Monday, January 26, 2015

Weakness And Doubt

Mom, I just got your letter and it was amazing! It seriously came at the perfect time. Sometimes life beats us down or sometimes we beat ourselves down; either way that came in the moment that I needed a little pick me up. Life is good right now. In fact we have amazing investigators right now. Somehow I still feel like I'm not working hard enough though. I feel like I worked a lot harder in Enid and saw less success while here it is simply given to us. For some reason I felt better working harder even if it was for less. I want these last months to be the best ones.

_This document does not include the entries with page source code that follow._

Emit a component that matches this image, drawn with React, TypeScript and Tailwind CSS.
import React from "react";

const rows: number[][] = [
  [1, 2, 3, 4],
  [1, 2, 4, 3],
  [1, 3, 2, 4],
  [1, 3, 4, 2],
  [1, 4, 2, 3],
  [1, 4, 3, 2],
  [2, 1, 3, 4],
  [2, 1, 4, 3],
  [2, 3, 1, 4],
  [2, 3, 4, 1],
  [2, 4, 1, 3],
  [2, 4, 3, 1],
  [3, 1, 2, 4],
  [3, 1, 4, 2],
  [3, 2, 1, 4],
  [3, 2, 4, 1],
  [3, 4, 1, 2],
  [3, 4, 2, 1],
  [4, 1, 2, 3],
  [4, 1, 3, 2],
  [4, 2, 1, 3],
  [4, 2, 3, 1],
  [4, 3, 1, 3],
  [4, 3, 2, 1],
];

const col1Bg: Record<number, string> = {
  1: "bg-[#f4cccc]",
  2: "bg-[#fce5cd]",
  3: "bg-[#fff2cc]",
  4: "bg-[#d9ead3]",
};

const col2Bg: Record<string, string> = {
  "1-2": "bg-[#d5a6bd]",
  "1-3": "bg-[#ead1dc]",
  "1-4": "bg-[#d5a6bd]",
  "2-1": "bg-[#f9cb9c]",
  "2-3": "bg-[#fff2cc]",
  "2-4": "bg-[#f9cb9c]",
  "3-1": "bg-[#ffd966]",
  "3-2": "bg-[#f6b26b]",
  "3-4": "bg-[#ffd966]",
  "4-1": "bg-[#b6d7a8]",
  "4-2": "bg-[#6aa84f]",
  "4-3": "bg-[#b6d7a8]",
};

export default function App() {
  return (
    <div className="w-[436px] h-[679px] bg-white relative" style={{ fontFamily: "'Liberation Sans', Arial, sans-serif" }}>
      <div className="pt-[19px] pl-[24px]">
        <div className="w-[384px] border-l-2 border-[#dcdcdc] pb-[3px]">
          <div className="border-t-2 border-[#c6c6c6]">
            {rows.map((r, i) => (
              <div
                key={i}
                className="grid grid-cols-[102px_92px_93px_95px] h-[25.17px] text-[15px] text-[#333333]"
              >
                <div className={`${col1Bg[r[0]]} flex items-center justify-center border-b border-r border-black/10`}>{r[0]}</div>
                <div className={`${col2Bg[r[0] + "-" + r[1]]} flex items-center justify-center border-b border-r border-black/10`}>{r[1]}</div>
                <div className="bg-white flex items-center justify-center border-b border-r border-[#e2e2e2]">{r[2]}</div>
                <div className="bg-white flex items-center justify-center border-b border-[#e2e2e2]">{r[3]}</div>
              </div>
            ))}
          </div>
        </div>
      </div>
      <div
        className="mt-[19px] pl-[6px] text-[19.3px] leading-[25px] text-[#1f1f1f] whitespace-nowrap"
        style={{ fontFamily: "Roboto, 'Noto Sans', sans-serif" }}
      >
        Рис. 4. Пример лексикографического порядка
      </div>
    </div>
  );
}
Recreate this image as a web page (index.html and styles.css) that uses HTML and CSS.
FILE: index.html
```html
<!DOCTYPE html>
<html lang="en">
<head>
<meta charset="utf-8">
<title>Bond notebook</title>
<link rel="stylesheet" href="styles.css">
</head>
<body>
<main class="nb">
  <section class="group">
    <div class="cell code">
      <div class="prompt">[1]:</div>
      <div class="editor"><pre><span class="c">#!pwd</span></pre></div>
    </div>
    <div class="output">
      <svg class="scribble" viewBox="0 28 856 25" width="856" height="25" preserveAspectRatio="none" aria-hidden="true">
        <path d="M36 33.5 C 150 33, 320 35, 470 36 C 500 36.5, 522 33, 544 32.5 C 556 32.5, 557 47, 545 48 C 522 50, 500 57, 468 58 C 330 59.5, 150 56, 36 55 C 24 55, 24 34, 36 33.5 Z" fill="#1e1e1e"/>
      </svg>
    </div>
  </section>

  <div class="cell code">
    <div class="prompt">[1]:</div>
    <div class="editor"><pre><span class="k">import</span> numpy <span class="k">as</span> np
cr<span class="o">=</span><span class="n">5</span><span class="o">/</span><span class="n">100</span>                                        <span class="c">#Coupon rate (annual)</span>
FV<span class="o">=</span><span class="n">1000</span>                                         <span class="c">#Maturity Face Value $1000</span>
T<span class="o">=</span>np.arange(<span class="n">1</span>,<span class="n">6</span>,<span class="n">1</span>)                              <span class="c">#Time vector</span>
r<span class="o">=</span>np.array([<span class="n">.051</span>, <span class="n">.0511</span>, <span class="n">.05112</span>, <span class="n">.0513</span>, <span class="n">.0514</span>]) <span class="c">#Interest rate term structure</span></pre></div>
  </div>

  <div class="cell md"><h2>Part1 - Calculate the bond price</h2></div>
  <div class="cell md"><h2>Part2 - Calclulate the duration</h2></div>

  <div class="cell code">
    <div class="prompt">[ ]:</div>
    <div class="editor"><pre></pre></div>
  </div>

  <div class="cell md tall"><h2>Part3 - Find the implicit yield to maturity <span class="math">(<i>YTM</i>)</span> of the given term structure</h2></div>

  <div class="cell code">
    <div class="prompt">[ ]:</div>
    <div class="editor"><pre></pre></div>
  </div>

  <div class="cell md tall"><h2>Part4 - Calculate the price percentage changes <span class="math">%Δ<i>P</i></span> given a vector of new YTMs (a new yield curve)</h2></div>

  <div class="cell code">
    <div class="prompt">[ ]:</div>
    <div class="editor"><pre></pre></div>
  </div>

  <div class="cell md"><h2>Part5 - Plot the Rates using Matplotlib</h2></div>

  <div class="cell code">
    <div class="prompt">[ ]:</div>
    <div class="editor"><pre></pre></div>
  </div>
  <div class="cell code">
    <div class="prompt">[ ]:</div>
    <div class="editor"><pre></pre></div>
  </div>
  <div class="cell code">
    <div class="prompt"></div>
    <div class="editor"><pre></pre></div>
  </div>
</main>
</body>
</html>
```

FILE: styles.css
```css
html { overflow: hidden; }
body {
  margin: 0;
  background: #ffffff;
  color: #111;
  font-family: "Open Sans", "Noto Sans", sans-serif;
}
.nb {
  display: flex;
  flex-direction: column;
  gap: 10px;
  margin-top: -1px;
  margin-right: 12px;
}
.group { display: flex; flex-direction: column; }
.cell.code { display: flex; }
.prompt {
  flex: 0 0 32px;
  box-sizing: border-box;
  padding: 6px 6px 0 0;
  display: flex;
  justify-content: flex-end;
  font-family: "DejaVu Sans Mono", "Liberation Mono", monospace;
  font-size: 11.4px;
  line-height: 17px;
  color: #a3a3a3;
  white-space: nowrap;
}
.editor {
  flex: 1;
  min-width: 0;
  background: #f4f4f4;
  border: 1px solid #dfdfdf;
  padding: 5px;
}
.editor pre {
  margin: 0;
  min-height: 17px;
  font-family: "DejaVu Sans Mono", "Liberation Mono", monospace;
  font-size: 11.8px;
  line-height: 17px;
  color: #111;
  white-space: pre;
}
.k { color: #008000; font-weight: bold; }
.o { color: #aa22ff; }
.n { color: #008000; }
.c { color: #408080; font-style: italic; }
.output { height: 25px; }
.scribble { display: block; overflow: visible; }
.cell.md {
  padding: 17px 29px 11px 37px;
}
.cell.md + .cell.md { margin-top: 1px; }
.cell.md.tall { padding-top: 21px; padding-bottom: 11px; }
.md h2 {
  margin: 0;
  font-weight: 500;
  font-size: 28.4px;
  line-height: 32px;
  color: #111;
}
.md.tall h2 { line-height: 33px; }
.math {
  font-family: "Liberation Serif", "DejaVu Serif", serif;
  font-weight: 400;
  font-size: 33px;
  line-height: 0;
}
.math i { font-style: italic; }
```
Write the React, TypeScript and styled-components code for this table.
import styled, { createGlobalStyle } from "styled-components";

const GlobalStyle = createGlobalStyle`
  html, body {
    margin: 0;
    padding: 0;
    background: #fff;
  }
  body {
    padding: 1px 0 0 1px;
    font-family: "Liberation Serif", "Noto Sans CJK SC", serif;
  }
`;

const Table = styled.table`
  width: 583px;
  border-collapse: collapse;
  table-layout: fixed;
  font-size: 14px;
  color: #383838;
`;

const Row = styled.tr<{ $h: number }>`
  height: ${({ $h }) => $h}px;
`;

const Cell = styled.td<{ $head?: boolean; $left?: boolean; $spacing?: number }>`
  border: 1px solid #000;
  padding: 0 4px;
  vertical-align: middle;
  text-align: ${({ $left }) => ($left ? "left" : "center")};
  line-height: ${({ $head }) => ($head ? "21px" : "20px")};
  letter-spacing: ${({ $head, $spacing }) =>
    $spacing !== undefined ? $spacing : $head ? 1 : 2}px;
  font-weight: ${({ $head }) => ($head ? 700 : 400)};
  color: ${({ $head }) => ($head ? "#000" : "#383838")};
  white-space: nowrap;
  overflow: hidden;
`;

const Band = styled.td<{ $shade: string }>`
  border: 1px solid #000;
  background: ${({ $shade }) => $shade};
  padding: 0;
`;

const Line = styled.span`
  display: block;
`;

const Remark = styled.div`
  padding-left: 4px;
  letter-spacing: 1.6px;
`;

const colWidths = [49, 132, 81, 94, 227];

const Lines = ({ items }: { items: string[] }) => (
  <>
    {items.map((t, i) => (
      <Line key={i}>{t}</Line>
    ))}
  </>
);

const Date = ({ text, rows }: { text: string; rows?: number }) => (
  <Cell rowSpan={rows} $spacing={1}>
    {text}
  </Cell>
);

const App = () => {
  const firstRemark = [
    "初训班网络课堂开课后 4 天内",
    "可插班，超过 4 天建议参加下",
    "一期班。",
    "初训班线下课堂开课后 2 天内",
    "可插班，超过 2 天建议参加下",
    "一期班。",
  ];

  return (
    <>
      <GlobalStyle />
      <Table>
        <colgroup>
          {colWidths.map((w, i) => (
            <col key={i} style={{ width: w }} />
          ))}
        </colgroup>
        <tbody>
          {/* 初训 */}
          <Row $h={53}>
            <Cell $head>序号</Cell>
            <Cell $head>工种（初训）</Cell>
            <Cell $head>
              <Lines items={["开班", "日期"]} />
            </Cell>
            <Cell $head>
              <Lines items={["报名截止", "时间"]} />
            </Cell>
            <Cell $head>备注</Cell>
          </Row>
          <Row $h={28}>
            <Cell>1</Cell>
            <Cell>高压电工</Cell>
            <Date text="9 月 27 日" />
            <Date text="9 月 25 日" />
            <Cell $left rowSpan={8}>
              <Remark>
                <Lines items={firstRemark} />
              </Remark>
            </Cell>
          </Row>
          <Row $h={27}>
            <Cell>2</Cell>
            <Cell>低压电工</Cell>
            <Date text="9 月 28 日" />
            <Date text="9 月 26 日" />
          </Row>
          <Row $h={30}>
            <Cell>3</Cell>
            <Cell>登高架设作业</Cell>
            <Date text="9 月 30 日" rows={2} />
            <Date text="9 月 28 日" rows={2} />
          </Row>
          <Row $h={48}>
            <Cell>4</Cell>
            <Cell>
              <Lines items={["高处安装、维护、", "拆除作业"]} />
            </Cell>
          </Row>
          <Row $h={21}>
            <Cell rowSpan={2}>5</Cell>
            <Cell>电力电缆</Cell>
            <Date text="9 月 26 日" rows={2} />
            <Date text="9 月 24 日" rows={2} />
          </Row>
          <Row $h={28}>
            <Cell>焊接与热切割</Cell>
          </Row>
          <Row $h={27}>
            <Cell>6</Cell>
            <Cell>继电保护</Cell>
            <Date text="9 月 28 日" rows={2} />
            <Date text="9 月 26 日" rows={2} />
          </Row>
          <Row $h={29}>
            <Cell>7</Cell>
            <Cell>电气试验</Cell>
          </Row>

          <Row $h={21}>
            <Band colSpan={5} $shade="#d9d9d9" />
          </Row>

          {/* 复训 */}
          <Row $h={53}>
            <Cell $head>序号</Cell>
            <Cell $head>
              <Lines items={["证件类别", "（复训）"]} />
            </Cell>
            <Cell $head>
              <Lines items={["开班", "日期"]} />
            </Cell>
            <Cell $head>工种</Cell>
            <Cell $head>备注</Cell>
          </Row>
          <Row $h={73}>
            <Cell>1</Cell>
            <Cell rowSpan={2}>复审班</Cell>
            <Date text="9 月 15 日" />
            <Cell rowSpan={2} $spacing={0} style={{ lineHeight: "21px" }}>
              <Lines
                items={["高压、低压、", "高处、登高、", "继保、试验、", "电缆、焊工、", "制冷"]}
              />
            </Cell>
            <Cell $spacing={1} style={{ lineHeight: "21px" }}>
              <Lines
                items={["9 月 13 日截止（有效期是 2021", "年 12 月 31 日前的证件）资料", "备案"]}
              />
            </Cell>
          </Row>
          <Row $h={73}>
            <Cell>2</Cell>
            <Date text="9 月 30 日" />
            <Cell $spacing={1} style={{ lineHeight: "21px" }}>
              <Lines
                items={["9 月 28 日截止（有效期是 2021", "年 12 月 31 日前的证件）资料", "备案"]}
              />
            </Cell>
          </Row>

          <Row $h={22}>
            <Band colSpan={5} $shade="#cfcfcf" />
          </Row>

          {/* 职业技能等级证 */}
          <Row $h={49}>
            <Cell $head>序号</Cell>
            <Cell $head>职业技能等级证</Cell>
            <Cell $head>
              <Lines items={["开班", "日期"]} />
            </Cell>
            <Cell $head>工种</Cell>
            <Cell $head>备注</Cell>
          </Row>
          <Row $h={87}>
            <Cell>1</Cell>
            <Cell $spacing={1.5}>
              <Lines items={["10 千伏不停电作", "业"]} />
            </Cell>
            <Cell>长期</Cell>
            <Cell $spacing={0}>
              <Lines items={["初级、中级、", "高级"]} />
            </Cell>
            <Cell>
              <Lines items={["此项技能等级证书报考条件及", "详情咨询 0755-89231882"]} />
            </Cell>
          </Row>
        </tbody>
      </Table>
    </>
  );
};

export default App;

So I shared some thoughts with my friend Haley that I wanted to sent to you. It's not super focused, but I like it...
If we were born complete we would never feel a need for God, so instead we are born with weaknesses that will teach us to depend on Him. Why?.. Why would God want us to depend on Him? Simple... We were not like our Father in Heaven and for us to become like Him, we would need the help of the only One who knew how to get us there. Heavenly Father sees your heart - desires, passions, frustrations, etc. - but more importantly he sees the end goal. He sees your potential and also sees the path to get there. Thus the words of Elder Holland, "God doesn't care nearly as much about where you have been as He does about where you are and, with His help, where you are willing to go". 

Then comes the weakness and the doubt. Why did I do that? Why am I not better? Why can't I be more like them? Why does this happen to me? In our time focused on "me" we miss the awe of what Heavenly Father has done for us. The fear of the journey blocks the beauty of the end goal and the remedy of Jesus Christ. But overtime our experience teaches our perspective to keep pushing forwards. One by one the challenges come and with the help of God we beat them. We learn something new and we feeling the exciting reminder that this truly works. Our Savior's atonement is real. Then we see the next challenge and the process repeats itself. The problem comes when we get so wrapped up in the immediate challenges of life that we forget how far our Savior has already taken us and that His help will never end. "We learn on the one hand that we cannot trust ourselves even in our best moments, and on the other, that we need not despair even in our worst, for our failures are forgiven. The only fatal thing is to sit down content with anything less than perfection. (C.S. Lewis, Mere Christianity)"

I loved your thoughts on the "are you striving" questions. We are simply asked to give our best. Have a good week mom!